Classification accuracy vs class distinctiveness vs class separability

Generate several datasets containing data points from two-classes. Each class is generated with a Riemannian Gaussian distribution centered at the class mean and with the same dispersion sigma. The distance between the class means is parametrized by Delta, which we make vary between zero and 5*sigma. We illustrate how the accuracy of the MDM classifier and the value of the class distinctiveness [1] vary when Delta increases.

# Authors: Pedro Rodrigues <pedro.rodrigues@melix.org>
#          Maria Sayu Yamamoto <maria-sayu.yamamoto@universite-paris-saclay.fr>
#
# License: BSD (3-clause)

import matplotlib.pyplot as plt
import numpy as np
from sklearn.model_selection import cross_val_score, StratifiedKFold

from pyriemann.classification import MDM, class_distinctiveness
from pyriemann.datasets import make_gaussian_blobs

Set general parameters for the illustrations

n_matrices = 100  # how many matrices to sample on each class
n_dim = 4  # dimensionality of the data points
sigma = 1.0  # dispersion of the Gaussian distributions
random_state = 42  # ensure reproducibility

Loop over different levels of separability between the classes

scores_array = []
class_dis_array = []
deltas_array = np.linspace(0, 3*sigma, 10)

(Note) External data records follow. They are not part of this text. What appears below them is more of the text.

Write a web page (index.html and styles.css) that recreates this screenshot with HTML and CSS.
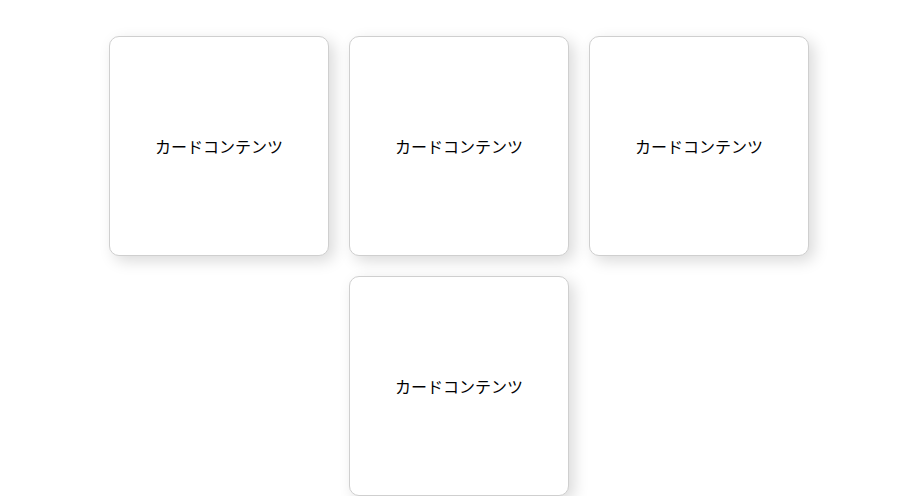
FILE: index.html
```html
<!DOCTYPE html>
<html lang="ja">
<head>
  <meta charset="UTF-8">
  <meta name="viewport" content="width=device-width, initial-scale=1.0">
  <title>カード</title>
  <link rel="stylesheet" href="styles.css">
</head>
<body>
  <div class="container">
    <div class="card">カードコンテンツ</div>
    <div class="card">カードコンテンツ</div>
    <div class="card">カードコンテンツ</div>
    <div class="card">カードコンテンツ</div>
  </div>
</body>
</html>
```

FILE: styles.css
```css
/* Basic Reset */
* {
  margin: 0;
  padding: 0;
  box-sizing: border-box;
}

body {
  font-family: "Noto Sans CJK JP", "Noto Sans", sans-serif;
  background-color: #fff;
  color: #000;
}

/* Card grid */
.container {
  display: flex;
  flex-wrap: wrap;
  justify-content: center;
  gap: 20px;
  width: 700px;
  margin: 36px auto 0;
  position: relative;
  left: 3.5px;
}

.card {
  width: 220px;
  height: 220px;
  background-color: #fff;
  border: 1px solid #cfcfcf;
  border-radius: 10px;
  box-shadow: 5px 5px 15px rgba(0, 0, 0, 0.15);
  display: flex;
  justify-content: center;
  align-items: center;
  font-size: 16px;
}
```
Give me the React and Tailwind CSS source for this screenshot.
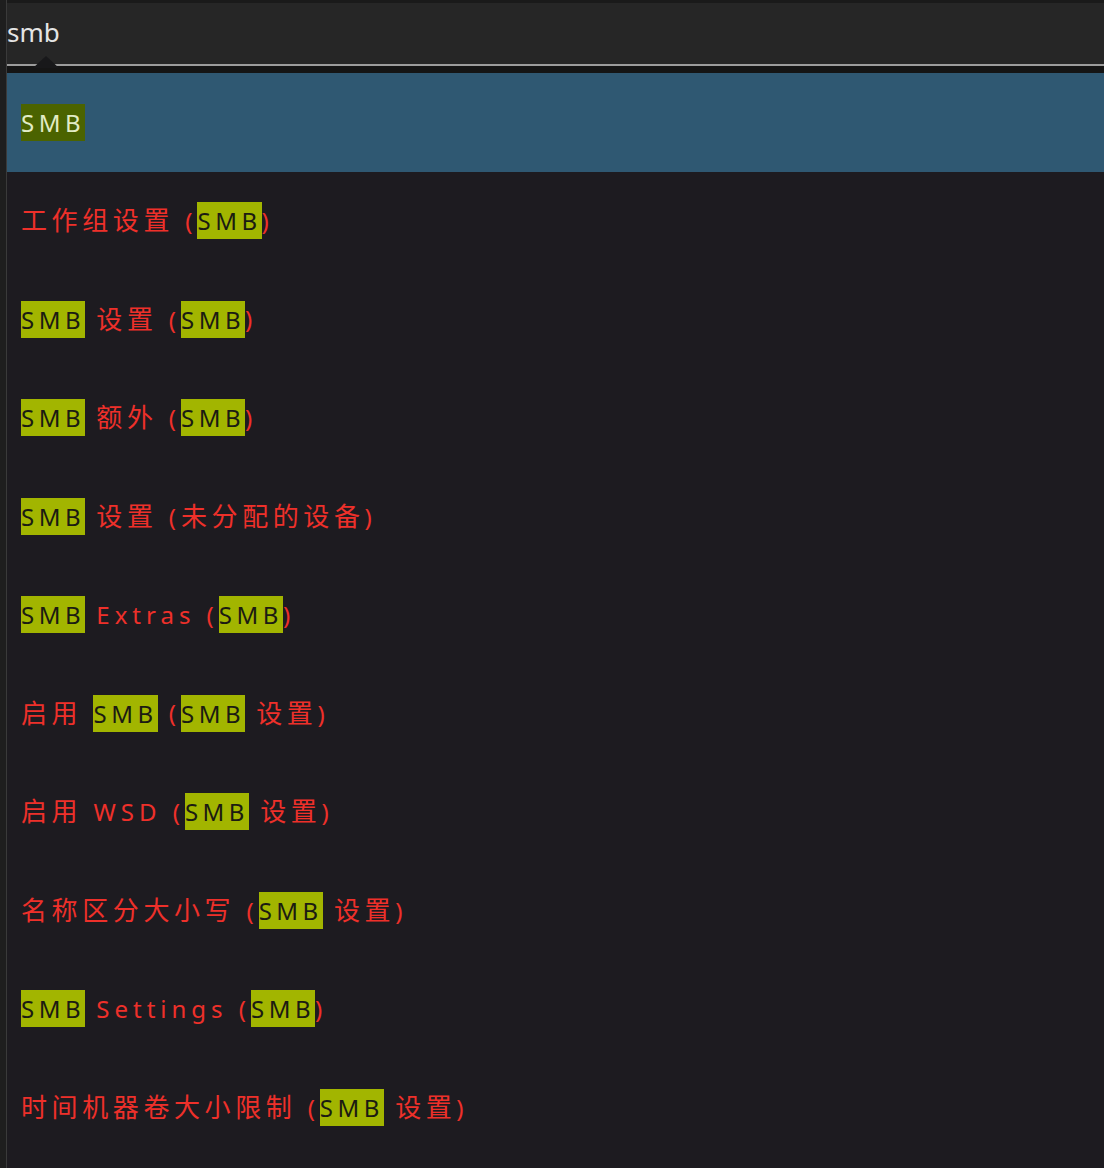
const FONT = { fontFamily: '"Noto Sans", "Noto Sans CJK SC", sans-serif' }

// each result is a list of parts; strings with hl: true get the match highlight
const RESULTS = [
  [{ t: 'SMB', hl: true }],
  [{ t: '工作组设置 (' }, { t: 'SMB', hl: true }, { t: ')' }],
  [{ t: 'SMB', hl: true }, { t: ' 设置 (' }, { t: 'SMB', hl: true }, { t: ')' }],
  [{ t: 'SMB', hl: true }, { t: ' 额外 (' }, { t: 'SMB', hl: true }, { t: ')' }],
  [{ t: 'SMB', hl: true }, { t: ' 设置 (未分配的设备)' }],
  [{ t: 'SMB', hl: true }, { t: ' Extras (' }, { t: 'SMB', hl: true }, { t: ')' }],
  [{ t: '启用 ' }, { t: 'SMB', hl: true }, { t: ' (' }, { t: 'SMB', hl: true }, { t: ' 设置)' }],
  [{ t: '启用 WSD (' }, { t: 'SMB', hl: true }, { t: ' 设置)' }],
  [{ t: '名称区分大小写 (' }, { t: 'SMB', hl: true }, { t: ' 设置)' }],
  [{ t: 'SMB', hl: true }, { t: ' Settings (' }, { t: 'SMB', hl: true }, { t: ')' }],
  [{ t: '时间机器卷大小限制 (' }, { t: 'SMB', hl: true }, { t: ' 设置)' }],
]

// split text into CJK / non-CJK runs, CJK glyphs render a bit larger
function runs(text) {
  return text.match(/[\u4e00-\u9fff]+|[^\u4e00-\u9fff]+/g) || []
}

export default function App() {
  return (
    <div className="w-[1104px] h-[1168px] overflow-hidden bg-[#1e1e1e] flex" style={FONT}>
      <div className="w-[6px] shrink-0 bg-[#1e1e1e]" />
      <div className="w-px shrink-0 bg-[#3a3a3a]" />
      <div className="flex-1 flex flex-col min-w-0">
        {/* search box */}
        <div className="h-[3px] bg-[#1a1a1a]" />
        <div className="h-[61px] bg-[#262626] flex items-center text-[26px] text-[#e4e4e4] leading-none pb-1">
          smb
        </div>
        <div className="h-[2px] bg-[#9c9c9c]" />
        <div className="relative h-[7px] bg-[#151515]">
          <div className="absolute left-[26px] -top-[10px] w-0 h-0 border-l-[13px] border-r-[13px] border-b-[12px] border-l-transparent border-r-transparent border-b-[#18181a]" />
        </div>

        {/* result list */}
        <div className="flex-1 bg-[#1d1b20] flex flex-col">
          {RESULTS.map((parts, i) => (
            <Row key={i} parts={parts} selected={i === 0} />
          ))}
        </div>
      </div>
    </div>
  )
}

function Row({ parts, selected }) {
  return (
    <div
      className={`h-[98.5px] shrink-0 flex items-center pl-[14px] text-[24px] tracking-[5px] whitespace-pre ${
        selected ? 'bg-[#2f5872] text-[#e6e6e6]' : 'text-[#ee302a]'
      }`}
    >
      {parts.map((p, j) =>
        p.hl ? (
          <span
            key={j}
            className={`inline-block leading-[37px] tracking-[4.5px] ${
              selected ? 'bg-[#4b6300] text-[#e2ecc6]' : 'bg-[#a2b500] text-[#1b1b12]'
            }`}
          >
            {p.t}
          </span>
        ) : (
          <span key={j}>
            {runs(p.t).map((r, k) =>
              /[\u4e00-\u9fff]/.test(r) ? (
                <span key={k} className="text-[26px] tracking-[4.6px]">{r}</span>
              ) : (
                <span key={k}>{r}</span>
              )
            )}
          </span>
        )
      )}
    </div>
  )
}
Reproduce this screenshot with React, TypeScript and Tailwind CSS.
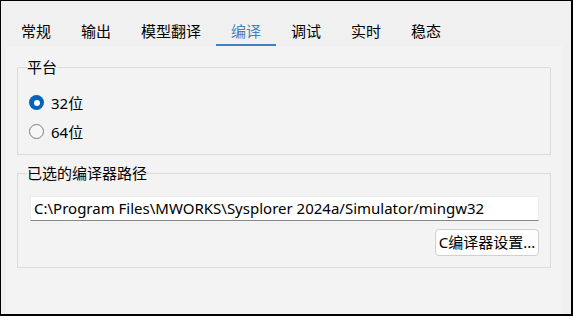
const tabs = ["常规", "输出", "模型翻译", "编译", "调试", "实时", "稳态"];
const font = { fontFamily: '"Noto Sans", "Noto Sans CJK SC", sans-serif' };

function Radio({ checked, label }: { checked: boolean; label: string }) {
  return (
    <div className="flex h-[29px] items-center gap-[7px]">
      {checked ? (
        <div className="flex h-[15px] w-[15px] items-center justify-center rounded-full bg-[#0563b8]">
          <div className="h-[6px] w-[6px] rounded-full bg-white" />
        </div>
      ) : (
        <div className="h-[15px] w-[15px] rounded-full border border-[#7c7c7c] bg-[#f6f6f6]" />
      )}
      <span className="text-[15px] leading-[20px] text-black">{label}</span>
    </div>
  );
}

export default function App() {
  return (
    <div
      className="flex h-[316px] w-[573px] flex-col border-t border-l border-r-2 border-b-2 border-black bg-[#f0f0f0]"
      style={font}
    >
      {/* Tabs */}
      <div className="flex h-[45px] items-end pl-[5px]">
        {tabs.map((t) => (
          <div
            key={t}
            className={`flex h-[29px] items-center border-b-2 px-[15px] text-[15px] leading-[20px] ${
              t === "编译" ? "border-[#3d82c6] text-[#3d82c6]" : "border-transparent text-black"
            }`}
          >
            {t}
          </div>
        ))}
      </div>

      {/* Pane */}
      <div className="mr-[9px] ml-[5px] flex-1 bg-[#f3f3f3] px-[11px] pt-[11px]">
        <fieldset className="border border-[#dcdcdc] px-[11px] pb-[8px]">
          <legend className="ml-[-2px] px-0 text-[15px] leading-[20px] text-black">平台</legend>
          <div className="pt-[11px]">
            <Radio checked label="32位" />
            <Radio checked={false} label="64位" />
          </div>
        </fieldset>

        <fieldset className="mt-[8px] border border-[#dcdcdc] pr-[11px] pb-[11px] pl-[12px]">
          <legend className="ml-[-3px] px-0 text-[15px] leading-[20px] text-black">已选的编译器路径</legend>
          <div className="pt-[13px]">
            <div className="flex h-[25px] items-center border border-[#ececec] border-b-[#868686] bg-white pl-[3px] text-[15px] text-black">
              C:\Program Files\MWORKS\Sysplorer 2024a/Simulator/mingw32
            </div>
            <div className="mt-[8px] flex justify-end">
              <button className="flex h-[27px] w-[104px] items-center justify-center rounded-[4px] border border-[#d0d0d0] bg-[#fdfdfd] text-[15px] text-black">
                C编译器设置...
              </button>
            </div>
          </div>
        </fieldset>
      </div>
    </div>
  );
}
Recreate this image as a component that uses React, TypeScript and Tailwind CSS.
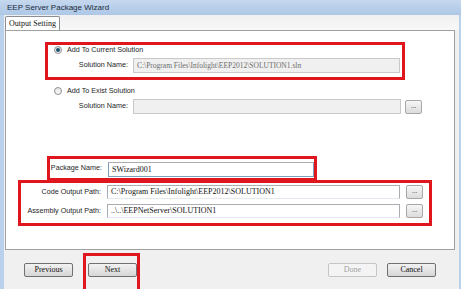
import React from "react";

const sans = "font-['Liberation_Sans',Arial,sans-serif]";
const serif = "font-['Liberation_Serif','Times_New_Roman',serif]";

function Radio({ checked }: { checked?: boolean }) {
  return (
    <span className="flex h-[8px] w-[8px] items-center justify-center rounded-full border border-[#8e8f8f] bg-gradient-to-b from-[#e6e6e6] to-[#fafafa]">
      {checked && <span className="h-[4px] w-[4px] rounded-full bg-[#1d4f6e]" />}
    </span>
  );
}

function Dots() {
  return (
    <div className={`flex h-[14px] w-[17px] items-end justify-center rounded-[2px] border border-[#a7a7a7] bg-gradient-to-b from-[#f6f6f6] to-[#dcdcdc] pb-[3px] text-[7px] leading-none text-[#333] ${serif}`}>
      ...
    </div>
  );
}

function Btn({ label, disabled }: { label: string; disabled?: boolean }) {
  return (
    <div
      className={`flex h-[14px] w-[49px] items-center justify-center rounded-[2px] border text-[8px] leading-none ${serif} ${
        disabled
          ? "border-[#c3c6c8] bg-[#f4f4f4] text-[#a3a3a3]"
          : "border-[#707070] bg-gradient-to-b from-[#f2f2f2] to-[#d6d6d6] text-[#111]"
      }`}
    >
      {label}
    </div>
  );
}

export default function App() {
  return (
    <div className="flex h-[289px] w-[461px] flex-col overflow-hidden bg-[#b9d1ea]">
      {/* title bar */}
      <div className={`flex h-[15px] shrink-0 items-center bg-gradient-to-b from-[#c5d8ee] to-[#adc7e6] pl-[7px] text-[8px] text-[#1b2a3c] ${sans}`}>
        EEP Server Package Wizard
      </div>

      <div className="ml-[4px] mr-[2px] flex flex-1 flex-col bg-[#f0f0f0]">
        {/* tab strip */}
        <div className="flex h-[15px] shrink-0 items-end bg-gradient-to-b from-[#f0f0f0] to-[#f8f8f8]">
          <div className={`ml-[1px] flex h-[14px] w-[55px] items-center justify-center rounded-t-[2px] border border-b-0 border-[#8c8e94] bg-white text-[8px] text-[#111] ${serif}`}>
            Output Setting
          </div>
        </div>

        {/* content panel */}
        <div className={`ml-[1px] flex h-[220px] w-[450px] flex-col border border-[#a0a0a0] bg-white text-[7.2px] text-[#1e1e1e] ${sans}`}>
          {/* add to current solution */}
          <div className="ml-[39px] mt-[11px] flex h-[38px] w-[360px] flex-col border-[3px] border-[#e0161f]">
            <div className="flex h-[10px] items-center pl-[6px]">
              <Radio checked />
              <span className="ml-[5px]">Add To Current Solution</span>
            </div>
            <div className="mt-[3px] flex items-center">
              <span className="w-[80px] text-right">Solution Name:</span>
              <div className={`ml-[5px] flex h-[15px] w-[267px] items-center border border-[#c9c9c9] bg-[#f0f0f0] pl-[3px] text-[7.5px] text-[#6d6d6d] ${serif}`}>
                C:\Program Files\Infolight\EEP2012\SOLUTION1.sln
              </div>
            </div>
          </div>

          {/* add to exist solution */}
          <div className="ml-[48px] mt-[6px] flex h-[10px] items-center">
            <Radio />
            <span className="ml-[5px]">Add To Exist Solution</span>
          </div>
          <div className="ml-[42px] mt-[3px] flex items-center">
            <span className="w-[80px] text-right">Solution Name:</span>
            <div className="ml-[5px] h-[15px] w-[268px] border border-[#c9c9c9] bg-[#f0f0f0]" />
            <div className="ml-[4px]">
              <Dots />
            </div>
          </div>

          {/* package name */}
          <div className="ml-[41px] mt-[42px] flex h-[25px] w-[270px] items-end border-[3px] border-[#e0161f] pb-[1px]">
            <span className="mb-[3px] w-[52px] text-right">Package Name:</span>
            <div className={`ml-[6px] flex h-[15px] flex-1 items-center border border-[#7f9db9] border-t-[#abadb3] bg-white pl-[3px] text-[8px] text-[#111] ${serif}`}>
              SWizard001
            </div>
          </div>

          {/* output paths */}
          <div className="ml-[12px] mt-[-1px] flex h-[46px] w-[414px] flex-col gap-[5px] border-[3px] border-[#e0161f] pt-[2px]">
            <div className="flex items-center">
              <span className="w-[80px] text-right">Code Output Path:</span>
              <div className={`ml-[6px] flex h-[14px] w-[293px] items-center border border-[#abadb3] border-b-[#e3e9ef] bg-white pl-[3px] text-[8px] text-[#111] ${serif}`}>
                C:\Program Files\Infolight\EEP2012\SOLUTION1
              </div>
              <div className="ml-[6px]">
                <Dots />
              </div>
            </div>
            <div className="flex items-center">
              <span className="w-[80px] text-right">Assembly Output Path:</span>
              <div className={`ml-[6px] flex h-[14px] w-[293px] items-center border border-[#abadb3] border-b-[#e3e9ef] bg-white pl-[3px] text-[8px] text-[#111] ${serif}`}>
                ..\..\EEPNetServer\SOLUTION1
              </div>
              <div className="ml-[6px]">
                <Dots />
              </div>
            </div>
          </div>
        </div>

        {/* footer */}
        <div className="flex flex-1 items-start">
          <div className="ml-[20px] mt-[13px]">
            <Btn label="Previous" />
          </div>
          <div className="ml-[10px] mt-[3px] h-[40px] w-[57px] shrink-0 border-[3px] border-[#e0161f] pl-[2px] pt-[7px]">
            <Btn label="Next" />
          </div>
          <div className="flex-1" />
          <div className="mt-[13px]">
            <Btn label="Done" disabled />
          </div>
          <div className="ml-[10px] mr-[23px] mt-[13px]">
            <Btn label="Cancel" />
          </div>
        </div>
      </div>
    </div>
  );
}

for delta in deltas_array:
    # generate data points for a classification problem
    X, y = make_gaussian_blobs(n_matrices=n_matrices,
                               n_dim=n_dim,
                               class_sep=delta,
                               class_disp=sigma,
                               random_state=random_state,
                               n_jobs=4)

    # measure class distinctiveness of training data for each split
    skf = StratifiedKFold(n_splits=5)
    all_class_dis = []
    for train_ind, _ in skf.split(X, y):
        class_dis = class_distinctiveness(X[train_ind], y[train_ind],
                                          exponent=1, metric="riemann",
                                          return_num_denom=False)
        all_class_dis.append(class_dis)

    # average class distinctiveness across splits
    mean_class_dis = np.mean(all_class_dis)
    class_dis_array.append(mean_class_dis)

    # Now let's train a MDM classifier and measure its performance
    clf = MDM()

    # get the classification score for this setup
    scores_array.append(
        cross_val_score(clf, X, y, cv=skf, scoring="roc_auc").mean())

scores_array = np.array(scores_array)
class_dis_array = np.array(class_dis_array)

Plot the results

fig, (ax1, ax2) = plt.subplots(sharex=True, nrows=2)

ax1.plot(deltas_array, scores_array, lw=3.0, label=r"ROC AUC score")
ax2.plot(deltas_array, class_dis_array, lw=3.0, color="g",
         label="Class Distinctiveness")

ax2.set_xlabel(r"$\Delta/\sigma$", fontsize=14)
ax1.set_ylabel(r"ROC AUC score", fontsize=12)
ax2.set_ylabel(r"class distinctiveness", fontsize=12)
ax1.set_title("Classification score and class distinctiveness value\n"
              r"vs. class separability ($n_{dim} = 4$)",
              fontsize=12)

ax1.grid(True)
ax2.grid(True)
fig.tight_layout()
plt.show()

References

[1]

Class-distinctiveness-based frequency band selection on the Riemannian manifold for oscillatory activity-based BCIs: preliminary results M. S. Yamamoto, F. Lotte, F. Yger, and S. Chevallier. 44th Annual International Conference of the IEEE Engineering in Medicine & Biology Society (EMBC2022), 2022.